Step 3: Interpretation of f''(x)

The second derivative, f''(x) = [2x(x² - 12)] / (x² + 4)³, provides information about the concavity of the function f(x) = x / (x² + 4). By analyzing the sign of f''(x), we can determine the intervals where the function is concave up or concave down.

To find the inflection points, we need to find the values of x where f''(x) = 0 or is undefined. f''(x) = 0 when 2x(x² - 12) = 0, which occurs at x = 0, x = √12 = 2√3, and x = -√12 = -2√3. The denominator (x² + 4)³ is never zero, so f''(x) is defined for all real numbers.

Now, we analyze the sign of f''(x) in the intervals determined by these critical points:

• For x < -2√3, f''(x) < 0, so the function is concave down.
• For -2√3 < x < 0, f''(x) > 0, so the function is concave up.
• For 0 < x < 2√3, f''(x) < 0, so the function is concave down.
• For x > 2√3, f''(x) > 0, so the function is concave up.

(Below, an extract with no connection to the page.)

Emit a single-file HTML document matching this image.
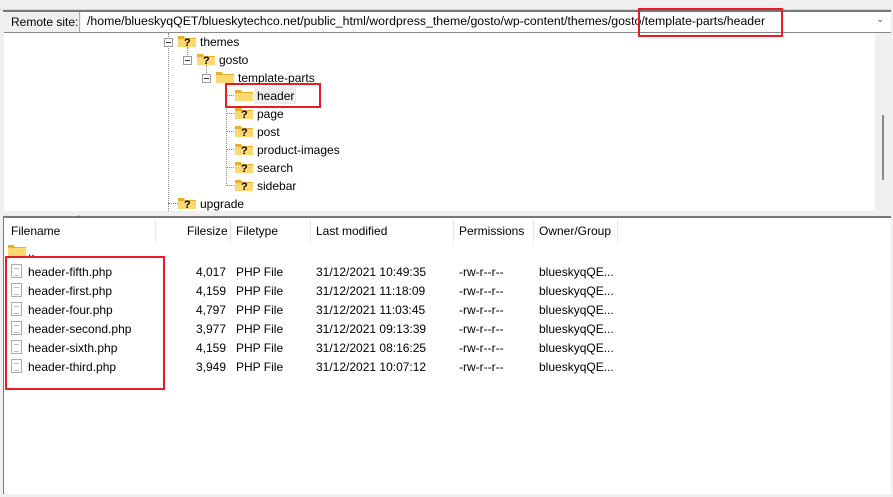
<!DOCTYPE html><html><head><style>
*{margin:0;padding:0;box-sizing:border-box}
body{width:893px;height:497px;background:#f0f0f0;font-family:"Liberation Sans",sans-serif;font-size:12px;color:#000;position:relative;overflow:hidden}
.a{position:absolute;white-space:nowrap}
.red{position:absolute;border:2px solid #e81c24}
.dv{position:absolute;border-left:1px dotted #888;width:0}
.dh{position:absolute;border-top:1px dotted #888;height:0}
.box{position:absolute;width:9px;height:9px;border:1px solid #999;background:#fff}
.box:after{content:"";position:absolute;left:1px;top:3px;width:5px;height:1px;background:#333}
.doc{position:absolute;width:11px;height:14px;border:1px solid #aaa;background:#fff}
.doc:after{content:"";position:absolute;left:2px;top:3px;width:5px;height:6px;border-top:1px solid #bbb;border-bottom:1px solid #bbb}
.sep{position:absolute;top:220px;width:1px;height:22px;background:#e5e5e5}
</style></head><body>
<div class="a" style="left:0;top:9px;width:893px;height:1px;background:#d8d8d8"></div>
<div class="a" style="left:3px;top:10px;width:888px;height:2px;background:#777"></div>
<div class="a" style="left:4px;top:12px;width:76px;height:20px;background:#f0f0f0;border-right:1px solid #aaa;padding:3px 0 0 7px">Remote site:</div>
<div class="a" style="left:81px;top:12px;width:810px;height:20px;background:#fff;padding:2px 0 0 6px;font-size:12.3px">/home/blueskyqQET/blueskytechco.net/public_html/wordpress_theme/gosto/wp-content/themes/gosto/template-parts/header</div>
<div class="a" style="left:876px;top:14px;color:#666;font-size:10px">&#8964;</div>
<div class="a" style="left:4px;top:32px;width:887px;height:1px;background:#888"></div>
<div class="a" style="left:4px;top:33px;width:871px;height:178px;background:#fff"></div>
<div class="a" style="left:875px;top:33px;width:16px;height:178px;background:#f0f0f0"></div>
<div class="a" style="left:882px;top:115px;width:2px;height:65px;background:#888"></div>
<svg width="0" height="0" style="position:absolute"><defs>
<g id="f"><path d="M0 2h6l1 2h11v9H0z" fill="#e8b02a"/><path d="M0 5h18v8H0z" fill="#fcd872"/></g>
<g id="q"><use href="#f"/><text x="6" y="12" font-family="Liberation Sans" font-weight="bold" font-size="11" fill="#000">?</text></g>
</defs></svg>
<div class="dv" style="left:168px;top:33px;height:178px"></div>
<div class="dv" style="left:187px;top:47px;height:14px"></div>
<div class="dv" style="left:206px;top:65px;height:14px"></div>
<div class="dv" style="left:226px;top:86px;height:100px"></div>
<div class="dh" style="left:226px;top:95px;width:8px"></div>
<div class="dh" style="left:226px;top:113px;width:8px"></div>
<div class="dh" style="left:226px;top:131px;width:8px"></div>
<div class="dh" style="left:226px;top:149px;width:8px"></div>
<div class="dh" style="left:226px;top:167px;width:8px"></div>
<div class="dh" style="left:226px;top:185px;width:8px"></div>
<div class="dh" style="left:168px;top:203px;width:10px"></div>
<div class="box" style="left:164px;top:38px"></div>
<div class="box" style="left:183px;top:56px"></div>
<div class="box" style="left:202px;top:74px"></div>
<svg class="a" style="left:178px;top:34px" width="18" height="14"><use href="#q"/></svg><div class="a" style="left:200px;top:35px">themes</div>
<svg class="a" style="left:197px;top:52px" width="18" height="14"><use href="#q"/></svg><div class="a" style="left:219px;top:53px">gosto</div>
<svg class="a" style="left:216px;top:70px" width="18" height="14"><use href="#f"/></svg><div class="a" style="left:238px;top:71px">template-parts</div>
<div class="a" style="left:254px;top:87px;width:42px;height:17px;background:#ececec"></div>
<svg class="a" style="left:235px;top:88px" width="18" height="14"><use href="#f"/></svg><div class="a" style="left:257px;top:89px">header</div>
<svg class="a" style="left:235px;top:106px" width="18" height="14"><use href="#q"/></svg><div class="a" style="left:257px;top:107px">page</div>
<svg class="a" style="left:235px;top:124px" width="18" height="14"><use href="#q"/></svg><div class="a" style="left:257px;top:125px">post</div>
<svg class="a" style="left:235px;top:142px" width="18" height="14"><use href="#q"/></svg><div class="a" style="left:257px;top:143px">product-images</div>
<svg class="a" style="left:235px;top:160px" width="18" height="14"><use href="#q"/></svg><div class="a" style="left:257px;top:161px">search</div>
<svg class="a" style="left:235px;top:178px" width="18" height="14"><use href="#q"/></svg><div class="a" style="left:257px;top:179px">sidebar</div>
<svg class="a" style="left:178px;top:196px" width="18" height="14"><use href="#q"/></svg><div class="a" style="left:200px;top:197px">upgrade</div>
<div class="red" style="left:638px;top:8px;width:145px;height:29px"></div>
<div class="red" style="left:225px;top:83px;width:96px;height:25px"></div>

<div class="a" style="left:3px;top:216px;width:888px;height:2px;background:#777"></div>
<div class="a" style="left:4px;top:218px;width:887px;height:276px;background:#fff"></div>
<div class="a" style="left:3px;top:218px;width:1px;height:276px;background:#777"></div>
<div class="a" style="left:75px;top:214px;font-size:9px;color:#666">&#8963;</div>
<div class="a" style="left:11px;top:224px">Filename</div>
<div class="a" style="left:187px;top:224px">Filesize</div>
<div class="a" style="left:236px;top:224px">Filetype</div>
<div class="a" style="left:316px;top:224px">Last modified</div>
<div class="a" style="left:459px;top:224px">Permissions</div>
<div class="a" style="left:539px;top:224px">Owner/Group</div>
<div class="sep" style="left:155px"></div><div class="sep" style="left:230px"></div><div class="sep" style="left:310px"></div><div class="sep" style="left:453px"></div><div class="sep" style="left:533px"></div><div class="sep" style="left:617px"></div>
<svg class="a" style="left:8px;top:243px" width="18" height="14"><use href="#f"/></svg><div class="a" style="left:28px;top:245px">..</div>
<div class="doc" style="left:11px;top:264px"></div><div class="a" style="left:28px;top:265px">header-fifth.php</div><div class="a" style="left:196px;top:265px">4,017</div><div class="a" style="left:236px;top:265px">PHP File</div><div class="a" style="left:316px;top:265px">31/12/2021 10:49:35</div><div class="a" style="left:459px;top:265px">-rw-r--r--</div><div class="a" style="left:539px;top:265px">blueskyqQE...</div>
<div class="doc" style="left:11px;top:283px"></div><div class="a" style="left:28px;top:284px">header-first.php</div><div class="a" style="left:196px;top:284px">4,159</div><div class="a" style="left:236px;top:284px">PHP File</div><div class="a" style="left:316px;top:284px">31/12/2021 11:18:09</div><div class="a" style="left:459px;top:284px">-rw-r--r--</div><div class="a" style="left:539px;top:284px">blueskyqQE...</div>
<div class="doc" style="left:11px;top:302px"></div><div class="a" style="left:28px;top:303px">header-four.php</div><div class="a" style="left:196px;top:303px">4,797</div><div class="a" style="left:236px;top:303px">PHP File</div><div class="a" style="left:316px;top:303px">31/12/2021 11:03:45</div><div class="a" style="left:459px;top:303px">-rw-r--r--</div><div class="a" style="left:539px;top:303px">blueskyqQE...</div>
<div class="doc" style="left:11px;top:321px"></div><div class="a" style="left:28px;top:322px">header-second.php</div><div class="a" style="left:196px;top:322px">3,977</div><div class="a" style="left:236px;top:322px">PHP File</div><div class="a" style="left:316px;top:322px">31/12/2021 09:13:39</div><div class="a" style="left:459px;top:322px">-rw-r--r--</div><div class="a" style="left:539px;top:322px">blueskyqQE...</div>
<div class="doc" style="left:11px;top:340px"></div><div class="a" style="left:28px;top:341px">header-sixth.php</div><div class="a" style="left:196px;top:341px">4,159</div><div class="a" style="left:236px;top:341px">PHP File</div><div class="a" style="left:316px;top:341px">31/12/2021 08:16:25</div><div class="a" style="left:459px;top:341px">-rw-r--r--</div><div class="a" style="left:539px;top:341px">blueskyqQE...</div>
<div class="doc" style="left:11px;top:359px"></div><div class="a" style="left:28px;top:360px">header-third.php</div><div class="a" style="left:196px;top:360px">3,949</div><div class="a" style="left:236px;top:360px">PHP File</div><div class="a" style="left:316px;top:360px">31/12/2021 10:07:12</div><div class="a" style="left:459px;top:360px">-rw-r--r--</div><div class="a" style="left:539px;top:360px">blueskyqQE...</div>
<div class="red" style="left:5px;top:256px;width:160px;height:134px"></div>
</body></html>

Therefore, the inflection points occur at x = -2√3, x = 0, and x = 2√3. These points mark the transitions between concave up and concave down sections of the graph of f(x). Understanding the second derivative and its implications allows us to sketch the graph of the function with greater accuracy and to analyze its behavior in detail.

Conclusion

In this article, we have successfully found the second derivatives of two functions: f(x) = √(x² + 3x) and f(x) = x / (x² + 4). For the first function, we found that f''(x) = -9 / [4(x² + 3x)^(3/2)], which indicates that the function is concave down in its domain. For the second function, we found that f''(x) = [2x(x² - 12)] / (x² + 4)³, and we identified the inflection points at x = -2√3, x = 0, and x = 2√3. The process of finding the second derivative involves applying the rules of differentiation, including the chain rule and the quotient rule, and simplifying the resulting expressions. The second derivative provides valuable information about the concavity and inflection points of a function, which are crucial for understanding its behavior and sketching its graph. This detailed analysis demonstrates the power of calculus in exploring the properties of functions.